>>>>

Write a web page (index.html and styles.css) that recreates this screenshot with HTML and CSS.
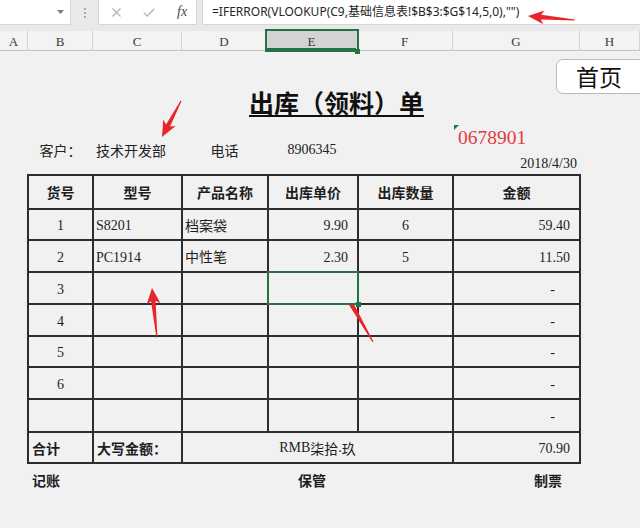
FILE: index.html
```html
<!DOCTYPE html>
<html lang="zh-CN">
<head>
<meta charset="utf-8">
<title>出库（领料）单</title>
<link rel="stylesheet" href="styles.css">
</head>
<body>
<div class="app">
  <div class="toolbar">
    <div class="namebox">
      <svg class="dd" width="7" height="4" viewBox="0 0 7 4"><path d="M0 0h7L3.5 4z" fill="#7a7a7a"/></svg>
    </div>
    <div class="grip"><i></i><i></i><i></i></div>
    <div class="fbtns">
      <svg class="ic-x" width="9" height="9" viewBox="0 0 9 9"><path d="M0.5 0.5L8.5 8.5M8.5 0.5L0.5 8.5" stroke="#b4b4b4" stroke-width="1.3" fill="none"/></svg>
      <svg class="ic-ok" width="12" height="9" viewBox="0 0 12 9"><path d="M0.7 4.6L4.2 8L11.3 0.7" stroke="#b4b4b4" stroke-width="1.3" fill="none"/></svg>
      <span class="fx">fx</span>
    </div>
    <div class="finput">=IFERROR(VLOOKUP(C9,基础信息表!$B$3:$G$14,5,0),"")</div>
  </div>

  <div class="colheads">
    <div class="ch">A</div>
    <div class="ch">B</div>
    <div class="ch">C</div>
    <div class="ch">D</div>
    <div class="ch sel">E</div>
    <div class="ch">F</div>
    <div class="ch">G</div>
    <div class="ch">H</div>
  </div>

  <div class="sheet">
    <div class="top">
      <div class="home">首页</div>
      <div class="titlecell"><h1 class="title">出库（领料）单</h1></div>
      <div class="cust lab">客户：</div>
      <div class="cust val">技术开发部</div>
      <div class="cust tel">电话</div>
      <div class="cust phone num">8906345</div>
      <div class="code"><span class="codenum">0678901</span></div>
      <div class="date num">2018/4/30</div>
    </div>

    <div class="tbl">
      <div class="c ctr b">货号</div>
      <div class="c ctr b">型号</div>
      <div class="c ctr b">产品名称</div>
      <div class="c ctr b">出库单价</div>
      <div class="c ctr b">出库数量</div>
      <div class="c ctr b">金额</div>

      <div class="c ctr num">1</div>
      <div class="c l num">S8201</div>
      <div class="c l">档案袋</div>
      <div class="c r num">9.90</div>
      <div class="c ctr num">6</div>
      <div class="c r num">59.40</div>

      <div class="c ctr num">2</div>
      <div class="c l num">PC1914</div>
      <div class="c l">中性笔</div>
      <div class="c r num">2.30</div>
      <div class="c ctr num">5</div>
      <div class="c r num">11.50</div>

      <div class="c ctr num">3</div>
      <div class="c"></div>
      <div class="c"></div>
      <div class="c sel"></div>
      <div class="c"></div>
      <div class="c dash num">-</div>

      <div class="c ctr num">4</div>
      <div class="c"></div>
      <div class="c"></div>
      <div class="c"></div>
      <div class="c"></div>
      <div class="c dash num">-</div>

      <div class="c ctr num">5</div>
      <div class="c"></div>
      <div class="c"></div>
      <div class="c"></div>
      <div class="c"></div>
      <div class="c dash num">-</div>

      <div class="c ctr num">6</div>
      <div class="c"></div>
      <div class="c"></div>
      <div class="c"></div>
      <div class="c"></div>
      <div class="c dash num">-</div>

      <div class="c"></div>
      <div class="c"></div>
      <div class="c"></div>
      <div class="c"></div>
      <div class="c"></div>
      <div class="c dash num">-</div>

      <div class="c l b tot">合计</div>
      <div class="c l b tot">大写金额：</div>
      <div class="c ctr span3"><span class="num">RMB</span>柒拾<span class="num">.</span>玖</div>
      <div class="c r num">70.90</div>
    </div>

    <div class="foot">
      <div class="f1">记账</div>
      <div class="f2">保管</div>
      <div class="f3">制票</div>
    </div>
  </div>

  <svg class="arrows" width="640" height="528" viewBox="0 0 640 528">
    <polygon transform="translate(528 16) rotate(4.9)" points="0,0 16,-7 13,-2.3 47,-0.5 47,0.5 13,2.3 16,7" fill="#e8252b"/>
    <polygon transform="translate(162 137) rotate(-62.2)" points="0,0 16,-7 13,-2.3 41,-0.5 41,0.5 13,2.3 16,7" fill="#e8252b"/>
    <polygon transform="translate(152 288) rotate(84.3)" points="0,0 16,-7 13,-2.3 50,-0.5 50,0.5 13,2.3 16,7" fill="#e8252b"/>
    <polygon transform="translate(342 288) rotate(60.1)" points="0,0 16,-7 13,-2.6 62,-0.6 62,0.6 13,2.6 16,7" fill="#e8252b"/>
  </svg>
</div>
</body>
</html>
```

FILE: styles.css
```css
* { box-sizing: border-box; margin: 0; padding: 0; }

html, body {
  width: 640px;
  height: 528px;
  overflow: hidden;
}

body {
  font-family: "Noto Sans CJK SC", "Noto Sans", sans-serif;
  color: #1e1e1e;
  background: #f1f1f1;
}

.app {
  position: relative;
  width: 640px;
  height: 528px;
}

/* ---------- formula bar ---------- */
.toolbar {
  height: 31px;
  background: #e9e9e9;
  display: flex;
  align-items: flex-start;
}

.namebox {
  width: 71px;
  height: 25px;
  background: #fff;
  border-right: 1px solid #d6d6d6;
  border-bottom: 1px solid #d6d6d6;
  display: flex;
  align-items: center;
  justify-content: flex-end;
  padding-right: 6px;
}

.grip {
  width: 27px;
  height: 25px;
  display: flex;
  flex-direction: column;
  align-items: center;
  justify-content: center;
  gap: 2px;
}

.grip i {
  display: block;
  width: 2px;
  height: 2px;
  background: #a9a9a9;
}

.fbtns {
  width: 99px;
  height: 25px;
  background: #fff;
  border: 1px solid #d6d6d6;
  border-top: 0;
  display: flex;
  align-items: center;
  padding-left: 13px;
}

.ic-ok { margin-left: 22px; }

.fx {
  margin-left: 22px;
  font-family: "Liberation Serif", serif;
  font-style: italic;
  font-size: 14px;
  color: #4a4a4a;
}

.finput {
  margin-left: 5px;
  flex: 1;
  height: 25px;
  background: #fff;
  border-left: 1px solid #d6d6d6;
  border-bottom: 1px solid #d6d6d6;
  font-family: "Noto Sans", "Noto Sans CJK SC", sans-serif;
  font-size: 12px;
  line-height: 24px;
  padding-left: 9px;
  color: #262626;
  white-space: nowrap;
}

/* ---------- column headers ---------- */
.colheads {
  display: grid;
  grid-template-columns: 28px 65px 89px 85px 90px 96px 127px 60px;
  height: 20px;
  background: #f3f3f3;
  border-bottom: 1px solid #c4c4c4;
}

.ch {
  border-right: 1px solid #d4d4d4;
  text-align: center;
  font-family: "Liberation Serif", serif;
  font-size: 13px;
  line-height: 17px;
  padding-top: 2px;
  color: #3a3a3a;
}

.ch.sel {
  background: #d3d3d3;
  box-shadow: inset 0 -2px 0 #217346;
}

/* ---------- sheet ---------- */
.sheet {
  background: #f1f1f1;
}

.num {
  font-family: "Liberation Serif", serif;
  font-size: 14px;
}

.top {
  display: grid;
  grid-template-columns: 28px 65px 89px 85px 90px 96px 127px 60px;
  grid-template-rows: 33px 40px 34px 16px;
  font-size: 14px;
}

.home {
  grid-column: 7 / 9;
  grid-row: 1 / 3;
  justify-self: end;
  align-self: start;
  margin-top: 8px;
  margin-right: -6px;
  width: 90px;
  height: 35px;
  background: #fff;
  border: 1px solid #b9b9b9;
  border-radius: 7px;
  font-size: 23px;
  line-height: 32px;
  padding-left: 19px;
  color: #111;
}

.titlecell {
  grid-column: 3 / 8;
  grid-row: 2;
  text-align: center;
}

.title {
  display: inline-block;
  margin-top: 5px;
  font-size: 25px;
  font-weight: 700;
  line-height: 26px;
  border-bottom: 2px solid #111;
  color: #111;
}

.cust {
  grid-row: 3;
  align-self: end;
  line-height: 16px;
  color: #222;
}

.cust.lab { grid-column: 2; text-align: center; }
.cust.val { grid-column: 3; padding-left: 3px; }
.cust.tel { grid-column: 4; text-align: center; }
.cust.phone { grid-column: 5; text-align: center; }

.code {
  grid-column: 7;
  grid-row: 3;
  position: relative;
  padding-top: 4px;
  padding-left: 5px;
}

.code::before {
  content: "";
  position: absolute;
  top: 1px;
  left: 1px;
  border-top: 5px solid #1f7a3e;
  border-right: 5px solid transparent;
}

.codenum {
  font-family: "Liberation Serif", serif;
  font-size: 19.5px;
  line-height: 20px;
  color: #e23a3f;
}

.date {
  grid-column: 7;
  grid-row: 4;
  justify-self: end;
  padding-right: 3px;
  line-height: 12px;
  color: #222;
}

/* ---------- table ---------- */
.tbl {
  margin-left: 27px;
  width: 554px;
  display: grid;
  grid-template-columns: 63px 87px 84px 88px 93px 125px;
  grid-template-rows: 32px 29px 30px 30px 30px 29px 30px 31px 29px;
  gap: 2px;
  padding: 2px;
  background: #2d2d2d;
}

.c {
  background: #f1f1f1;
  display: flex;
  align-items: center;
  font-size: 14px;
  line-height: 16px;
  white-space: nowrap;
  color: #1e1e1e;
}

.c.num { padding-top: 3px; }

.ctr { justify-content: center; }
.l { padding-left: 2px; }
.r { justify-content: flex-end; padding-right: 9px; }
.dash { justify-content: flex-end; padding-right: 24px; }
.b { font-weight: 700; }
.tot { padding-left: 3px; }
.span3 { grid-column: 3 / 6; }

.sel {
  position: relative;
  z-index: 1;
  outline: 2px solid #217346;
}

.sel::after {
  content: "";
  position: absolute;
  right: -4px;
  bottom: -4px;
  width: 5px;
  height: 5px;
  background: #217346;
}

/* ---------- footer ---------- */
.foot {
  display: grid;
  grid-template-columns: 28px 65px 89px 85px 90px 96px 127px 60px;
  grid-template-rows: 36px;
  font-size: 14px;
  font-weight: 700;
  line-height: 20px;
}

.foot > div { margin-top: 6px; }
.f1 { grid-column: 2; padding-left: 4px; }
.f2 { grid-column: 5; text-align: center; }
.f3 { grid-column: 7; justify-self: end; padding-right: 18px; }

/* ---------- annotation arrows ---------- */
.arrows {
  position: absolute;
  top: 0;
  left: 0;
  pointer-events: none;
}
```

<<<<

Look through the listing above. Pick out each line with "index" and copy it.

Write a web page (index.html and styles.css) that recreates this screenshot with HTML and CSS.
FILE: index.html
  z-index: 1;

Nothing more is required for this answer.